In our example, knowing that \( K_p = 4.24 \), it tells us about the balance of \( \mathrm{N}_2\mathrm{O}_4} \) and \( \mathrm{NO}_2 \) pressures when the system reaches equilibrium.
It's important to understand that \( K_p \) remains constant at a given temperature. Even when the volume changes, as in this exercise, \( K_p \) remains the same, allowing us to find new equilibrium pressures by comparing the initial \( Q_p \) and the given \( K_p \) when the system changes conditions.

Balanced Chemical Equation

A balanced chemical equation is an essential tool for understanding how reactants convert into products, maintaining the law of conservation of mass.
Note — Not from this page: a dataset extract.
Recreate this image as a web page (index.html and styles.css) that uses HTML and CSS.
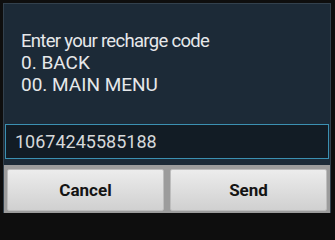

It directly influences the calculation of both the reaction quotient and the equilibrium constant.
For the reaction of \( \mathrm{N}_2\mathrm{O}_4 \rightleftarrows 2\mathrm{NO}_2 \), the balanced equation tells us a crucial piece of information: for every molecule of \( \mathrm{N}_2\mathrm{O}_4 \) that reacts, two molecules of \( \mathrm{NO}_2 \) are produced.
This stoichiometric relationship (the coefficients) is used when expressing \( Q_p \) and \( K_p \), where products and reactants are raised to the power corresponding to their coefficients in the balanced equation: \[ Q_p = \frac{(P_{\mathrm{NO}_2})^2}{P_{\mathrm{N}_2\mathrm{O}_4}} \] Understanding and writing balanced equations are fundamental skills, as they serve as the framework for analyzing and predicting the outcomes of chemical reactions under different conditions.